Within the first five minutes of the pilot for Showtime’s new comedy “The Big C,” suburban mom Cathy Jamison tells her doctor she’d prefer not to treat her stage four melanoma with chemotherapy. Defying dramatic conventions, she proclaims her choice flippantly, explaining “I’ve always really loved my hair.” On the other hand, she tells us, she’d be all for chemo if it would do away with her nose.
There are no tears streaming down Cathy’s cheeks, no melancholy minor chords as background music and most significantly no friends or family sitting beside Cathy. In her cancer, Cathy, played with poise by Laura Linney, is remarkably alone.
And for good reason, based on the rest of the first few episodes, which premiered on Aug. 16. In another scene from the pilot, a stone-cold Cathy stares down Andrea, a high school student who causes trouble in Cathy’s summer school class, and calls her fat without remorse. “You can’t be fat and mean, Andrea,” Cathy explains in a matter-of-fact tone, her eyes gleaming triumphantly. “Fat people are jolly for a reason. Fat repels people, but joy attracts them. Now I know everybody’s laughing at your cruel jokes, but nobody’s inviting you to the prom. So you can either be fat and jolly or a skinny bitch. It’s up to you.”
Wow. I first came across the show when I watched this clip online, and it did not bode well. I was genuinely appalled. High school teachers can’t say things like that to their students. Heck, human beings can’t say things like that to fellow human beings at least not if they plan on having any friends. Although, it actually seems as if Cathy doesn’t.
Cathy’s brother, a holier-than-thou environmentalist hobo who heckles passersby for destroying the planet, accuses her of being judgmental. Her obnoxious teenage son can’t spend two consecutive minutes in her presence and claims she is crazy. She kicks her childish husband, Paul, out of the house and he joins in the Cathy-bashing, calling his wife cruel.
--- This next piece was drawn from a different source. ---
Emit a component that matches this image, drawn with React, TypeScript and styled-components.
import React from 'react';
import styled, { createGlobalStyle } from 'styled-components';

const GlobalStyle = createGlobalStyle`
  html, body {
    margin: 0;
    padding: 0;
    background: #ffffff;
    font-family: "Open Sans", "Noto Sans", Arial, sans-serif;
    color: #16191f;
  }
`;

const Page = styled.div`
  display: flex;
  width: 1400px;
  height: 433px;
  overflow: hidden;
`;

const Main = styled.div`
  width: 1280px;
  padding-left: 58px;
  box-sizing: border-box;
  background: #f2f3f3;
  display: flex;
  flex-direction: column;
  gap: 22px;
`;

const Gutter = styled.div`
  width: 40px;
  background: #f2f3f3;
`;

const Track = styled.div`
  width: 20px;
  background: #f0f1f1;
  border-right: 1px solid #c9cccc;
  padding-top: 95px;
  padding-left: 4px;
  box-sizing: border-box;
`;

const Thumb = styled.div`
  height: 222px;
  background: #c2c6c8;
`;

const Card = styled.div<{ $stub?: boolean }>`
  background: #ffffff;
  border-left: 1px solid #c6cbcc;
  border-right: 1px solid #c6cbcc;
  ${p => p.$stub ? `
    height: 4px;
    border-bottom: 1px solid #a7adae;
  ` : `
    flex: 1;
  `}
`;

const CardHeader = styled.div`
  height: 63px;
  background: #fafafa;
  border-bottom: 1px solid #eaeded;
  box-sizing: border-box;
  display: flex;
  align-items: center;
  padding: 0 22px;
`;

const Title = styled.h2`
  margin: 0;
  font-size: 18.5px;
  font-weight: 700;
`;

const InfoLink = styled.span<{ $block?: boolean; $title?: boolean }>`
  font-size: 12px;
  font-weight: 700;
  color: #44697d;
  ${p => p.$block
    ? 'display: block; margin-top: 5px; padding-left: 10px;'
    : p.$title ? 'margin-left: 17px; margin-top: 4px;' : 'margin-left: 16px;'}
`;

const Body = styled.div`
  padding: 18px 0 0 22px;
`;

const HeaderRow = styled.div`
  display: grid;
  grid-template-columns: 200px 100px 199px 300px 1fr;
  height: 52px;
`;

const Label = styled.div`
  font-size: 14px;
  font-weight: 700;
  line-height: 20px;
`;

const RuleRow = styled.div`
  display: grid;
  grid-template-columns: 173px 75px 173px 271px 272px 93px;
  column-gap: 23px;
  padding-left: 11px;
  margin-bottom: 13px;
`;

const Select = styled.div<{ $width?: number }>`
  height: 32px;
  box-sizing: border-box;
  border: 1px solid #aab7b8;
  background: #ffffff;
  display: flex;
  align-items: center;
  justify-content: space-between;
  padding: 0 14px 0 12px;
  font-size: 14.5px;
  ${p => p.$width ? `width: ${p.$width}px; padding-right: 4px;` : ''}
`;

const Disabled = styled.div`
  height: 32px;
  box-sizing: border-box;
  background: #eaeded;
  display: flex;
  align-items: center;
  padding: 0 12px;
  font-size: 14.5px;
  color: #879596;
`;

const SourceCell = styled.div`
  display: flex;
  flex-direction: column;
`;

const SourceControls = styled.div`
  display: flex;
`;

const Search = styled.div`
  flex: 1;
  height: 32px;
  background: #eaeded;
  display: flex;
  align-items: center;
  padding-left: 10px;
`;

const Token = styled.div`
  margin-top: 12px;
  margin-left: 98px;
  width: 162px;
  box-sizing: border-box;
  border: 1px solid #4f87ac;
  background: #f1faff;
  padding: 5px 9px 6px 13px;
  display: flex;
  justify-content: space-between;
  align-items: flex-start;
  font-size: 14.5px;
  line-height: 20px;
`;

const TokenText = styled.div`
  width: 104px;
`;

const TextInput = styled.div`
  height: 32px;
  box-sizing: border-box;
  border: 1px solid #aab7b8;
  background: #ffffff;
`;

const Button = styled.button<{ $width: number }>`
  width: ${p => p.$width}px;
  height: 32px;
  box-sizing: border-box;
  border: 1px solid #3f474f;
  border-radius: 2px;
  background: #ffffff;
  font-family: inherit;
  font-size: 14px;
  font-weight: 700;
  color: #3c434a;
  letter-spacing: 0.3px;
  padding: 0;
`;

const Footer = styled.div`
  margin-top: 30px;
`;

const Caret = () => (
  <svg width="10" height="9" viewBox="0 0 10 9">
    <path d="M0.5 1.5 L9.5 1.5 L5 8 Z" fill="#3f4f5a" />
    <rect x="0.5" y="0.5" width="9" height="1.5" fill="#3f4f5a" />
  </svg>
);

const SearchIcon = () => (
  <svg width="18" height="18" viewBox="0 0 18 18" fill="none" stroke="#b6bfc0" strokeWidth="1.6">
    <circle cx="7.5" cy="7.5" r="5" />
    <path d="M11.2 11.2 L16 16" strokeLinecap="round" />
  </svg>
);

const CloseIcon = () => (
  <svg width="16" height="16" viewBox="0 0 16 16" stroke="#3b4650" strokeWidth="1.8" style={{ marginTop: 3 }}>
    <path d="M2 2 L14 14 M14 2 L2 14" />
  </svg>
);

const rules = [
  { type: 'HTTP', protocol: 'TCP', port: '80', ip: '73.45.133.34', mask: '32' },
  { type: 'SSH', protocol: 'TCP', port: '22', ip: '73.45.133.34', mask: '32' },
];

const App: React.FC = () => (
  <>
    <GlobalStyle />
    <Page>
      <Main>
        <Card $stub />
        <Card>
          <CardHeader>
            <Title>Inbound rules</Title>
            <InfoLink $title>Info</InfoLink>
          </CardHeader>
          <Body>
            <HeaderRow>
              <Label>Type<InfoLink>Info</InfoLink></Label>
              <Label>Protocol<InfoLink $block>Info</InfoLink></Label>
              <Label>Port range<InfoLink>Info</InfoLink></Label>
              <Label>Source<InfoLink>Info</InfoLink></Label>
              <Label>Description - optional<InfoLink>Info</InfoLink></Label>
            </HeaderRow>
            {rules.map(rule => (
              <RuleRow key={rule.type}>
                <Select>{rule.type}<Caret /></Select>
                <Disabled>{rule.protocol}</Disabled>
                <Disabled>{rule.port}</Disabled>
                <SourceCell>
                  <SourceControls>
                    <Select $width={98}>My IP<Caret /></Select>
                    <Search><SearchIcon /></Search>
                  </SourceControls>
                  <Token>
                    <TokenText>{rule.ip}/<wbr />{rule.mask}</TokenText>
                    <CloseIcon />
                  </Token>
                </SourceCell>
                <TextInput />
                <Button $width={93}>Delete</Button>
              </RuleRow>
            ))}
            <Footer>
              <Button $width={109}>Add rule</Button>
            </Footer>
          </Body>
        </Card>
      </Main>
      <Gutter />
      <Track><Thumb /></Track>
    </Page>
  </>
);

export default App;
At certain moments, each of these criticisms is valid. When it comes to the lifestyle choices of her trash-eating brother, Cathy is a bit judgmental. Chasing down her son’s bus with a paintball gun to keep him from going away to camp, Cathy is more than a bit crazy. And when she tells off Andrea, Cathy is every bit cruel.
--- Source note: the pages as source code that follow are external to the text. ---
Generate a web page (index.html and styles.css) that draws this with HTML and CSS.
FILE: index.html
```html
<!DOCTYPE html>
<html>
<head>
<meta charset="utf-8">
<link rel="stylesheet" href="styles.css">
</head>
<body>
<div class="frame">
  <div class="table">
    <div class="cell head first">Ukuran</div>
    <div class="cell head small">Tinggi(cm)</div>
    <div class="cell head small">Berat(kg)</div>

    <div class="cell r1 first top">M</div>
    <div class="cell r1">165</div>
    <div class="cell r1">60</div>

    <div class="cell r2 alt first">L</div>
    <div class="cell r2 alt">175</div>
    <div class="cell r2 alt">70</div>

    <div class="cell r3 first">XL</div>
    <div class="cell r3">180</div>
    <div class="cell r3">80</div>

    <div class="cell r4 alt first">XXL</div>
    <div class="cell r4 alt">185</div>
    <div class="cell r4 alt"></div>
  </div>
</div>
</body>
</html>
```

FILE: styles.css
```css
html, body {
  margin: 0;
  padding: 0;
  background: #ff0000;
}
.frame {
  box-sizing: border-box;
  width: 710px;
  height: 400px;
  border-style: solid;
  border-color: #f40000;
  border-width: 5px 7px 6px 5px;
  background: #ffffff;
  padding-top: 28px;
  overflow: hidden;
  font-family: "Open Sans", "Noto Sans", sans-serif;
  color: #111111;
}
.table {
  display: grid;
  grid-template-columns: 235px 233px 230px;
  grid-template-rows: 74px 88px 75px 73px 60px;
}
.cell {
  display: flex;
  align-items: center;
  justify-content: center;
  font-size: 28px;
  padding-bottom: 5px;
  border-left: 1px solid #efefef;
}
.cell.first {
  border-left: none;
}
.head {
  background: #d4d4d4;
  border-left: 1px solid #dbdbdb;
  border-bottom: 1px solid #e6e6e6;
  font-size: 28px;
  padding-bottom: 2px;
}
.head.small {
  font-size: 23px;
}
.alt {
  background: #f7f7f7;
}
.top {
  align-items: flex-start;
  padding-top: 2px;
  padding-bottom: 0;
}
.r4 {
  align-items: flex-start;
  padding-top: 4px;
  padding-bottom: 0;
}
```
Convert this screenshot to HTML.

Cruel, crazy and judgmental she may be, Cathy is strangely human in the vulnerable, relatable and (dare I say it?) likeable sense of the word. She makes light of her disease with her doctor, she chooses not to tell her family about the diagnosis and somehow we understand. We understand that Cathy’s catty remarks and erratic behavior (building a swimming pool in her front yard and sunbathing naked in her backyard, for example) are rooted in something painful and serious even if we rarely see it, and even if Showtime has decided that to promote “The Big C” as a comedy.
Mostly, this is Linney. In grace, in spunk, in comic timing, in dramatic tension, the actress is in a league all her own. In fact, the show is worth watching simply to observe how natural Linney appears on screen. In the most ridiculous of situations the aforementioned paintball incident, for instance Linney is utterly, even unquestionably believable. Handed a character who can’t even win the sympathy of her own family members, Linney has created a compelling and interesting person. She’s found a spirit we can empathize with lurking in the recesses of a coldhearted “skinny bitch.” She makes the show watchable, in short.
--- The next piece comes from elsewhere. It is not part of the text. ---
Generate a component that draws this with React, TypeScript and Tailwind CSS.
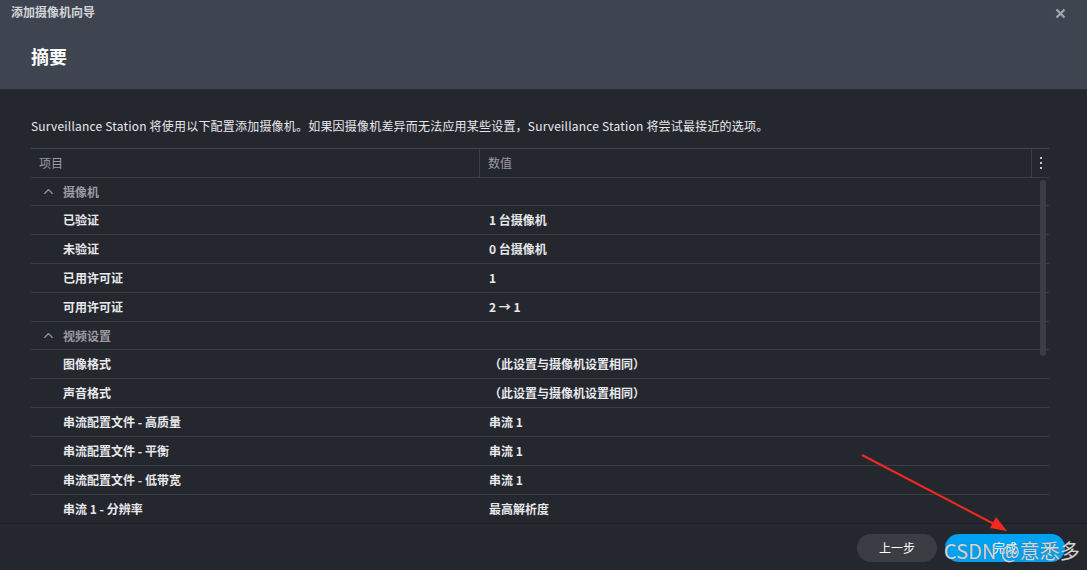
import { ChevronUp } from "lucide-react";

type Row = { label: string; value?: string; group?: boolean };

const rows: Row[] = [
    { label: "摄像机", group: true },
    { label: "已验证", value: "1 台摄像机" },
    { label: "未验证", value: "0 台摄像机" },
    { label: "已用许可证", value: "1" },
    { label: "可用许可证", value: "2 → 1" },
    { label: "视频设置", group: true },
    { label: "图像格式", value: "（此设置与摄像机设置相同）" },
    { label: "声音格式", value: "（此设置与摄像机设置相同）" },
    { label: "串流配置文件 - 高质量", value: "串流 1" },
    { label: "串流配置文件 - 平衡", value: "串流 1" },
    { label: "串流配置文件 - 低带宽", value: "串流 1" },
    { label: "串流 1 - 分辨率", value: "最高解析度" },
];

function TableRow({ row }: { row: Row }) {
    if (row.group) {
        return (
            <div className="flex h-[28px] items-center border-b border-[#3a3d44] pl-[10px] text-[#9a9ca2]">
                <ChevronUp size={15} strokeWidth={2.2} className="text-[#9a9ca2]" />
                <span className="ml-[7px] font-bold">{row.label}</span>
            </div>
        );
    }
    return (
        <div className="grid h-[29px] grid-cols-[449px_1fr] items-center border-b border-[#3a3d44] text-[#e8e9eb]">
            <span className="pl-[32px] font-bold">{row.label}</span>
            <span className="pl-[9px] font-bold">{row.value}</span>
        </div>
    );
}

export default function App() {
    return (
        <div className="relative flex h-[570px] w-[1087px] flex-col overflow-hidden bg-[#25272f] font-['Noto_Sans_CJK_SC','Noto_Sans',sans-serif] text-[12px]">
            <header className="h-[90px] shrink-0 border-b border-[#2a2d34] bg-[#3f4550]">
                <div className="flex items-center justify-between pl-[11px] pr-[21px] pt-[3px]">
                    <span className="text-[12px] font-bold text-[#d2d4d8]">添加摄像机向导</span>
                    <svg width="11" height="11" viewBox="0 0 11 11" className="mt-[2px]">
                        <path d="M1.5 1.5 L9.5 9.5 M9.5 1.5 L1.5 9.5" stroke="#a3a7ae" strokeWidth="2.2" />
                    </svg>
                </div>
                <h1 className="mt-[22px] pl-[31px] text-[18px] font-bold text-white">摘要</h1>
            </header>

            <main className="flex-1 overflow-hidden pl-[31px] pr-[38px]">
                <p className="mt-[27px] text-[12px] leading-[18px] tracking-[0.2px] text-[#e8e9eb]">
                    Surveillance Station 将使用以下配置添加摄像机。如果因摄像机差异而无法应用某些设置，Surveillance Station 将尝试最接近的选项。
                </p>

                <div className="mt-[13px] border-t border-[#44474e]">
                    <div className="grid h-[29px] grid-cols-[449px_1fr_17px] border-b border-[#3a3d44] text-[#9a9ca2]">
                        <span className="flex items-center border-r border-[#3a3d44] pl-[8px]">项目</span>
                        <span className="flex items-center border-r border-[#3a3d44] pl-[8px]">数值</span>
                        <span className="flex flex-col items-center justify-center gap-[3px] pl-[1px]">
                            <span className="h-[2px] w-[2px] bg-[#c8cacf]" />
                            <span className="h-[2px] w-[2px] bg-[#c8cacf]" />
                            <span className="h-[2px] w-[2px] bg-[#c8cacf]" />
                        </span>
                    </div>
                    <div className="relative">
                        {rows.map((row, i) => (
                            <TableRow key={i} row={row} />
                        ))}
                        <div className="absolute right-[3px] top-[2px] h-[176px] w-[6px] rounded-full bg-[#3a3d45]" />
                    </div>
                </div>
            </main>

            <footer className="flex h-[47px] shrink-0 items-center justify-end gap-[8px] border-t border-[#1c1e24] pr-[22px] pt-[1px]">
                <button className="h-[28px] w-[80px] rounded-full bg-[#3a3d44] text-[12px] text-white">上一步</button>
                <button className="h-[28px] w-[120px] rounded-full bg-[#00a1f1] text-[12px] text-white">完成</button>
            </footer>

            <svg className="pointer-events-none absolute left-0 top-0" width="1087" height="570">
                <line x1="862" y1="455" x2="996" y2="525" stroke="#f02a1e" strokeWidth="2" />
                <polygon points="1007,531 990,528 996,517" fill="#f02a1e" />
            </svg>
            <span className="pointer-events-none absolute left-[944px] top-[537px] text-[20px] leading-[28px] text-white/75 [text-shadow:0_0_1px_#555]">
                CSDN @意悉多
            </span>
        </div>
    );
}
The writers have helped a bit too, of course. While the first two episodes don’t give Linney a great deal to work with to humanize her character, a scene in the third episode reveals Cathy’s fragile emotional state and the resentment she feels towards her disease. Approached by a duo of casserole-bearing cancer support group do-gooders, Cathy breaks down and addresses her illness seriously for the first time: “In case no one’s told you, cancer’s not a gift. Cancer is not a passport to a better life. Cancer is the reason I’m not going to have my life. I’m not gonna watch my son get married, I’m not gonna see my grandchildren, so excuse me for not squeezing out a smile. You know, we walk around with this grayness inside of us and you want to pretend that we’re bright and shiny and full of possibilities. Well count me out, because cancer sucks. Put that on your goddamn inspirational poster.”
Finally, Cathy stops attacking her disease with determined action in place of emotion, stops enlisting front yard swimming pools and other half-baked attempts to carpe diem as she hasn’t before. She stops belittling her disease, laughing it off as a cruel joke. And she stops ignoring it altogether. She’s sad and bitter. Linney’s voice crescendos and breaks, and suddenly, the rest of the show makes sense.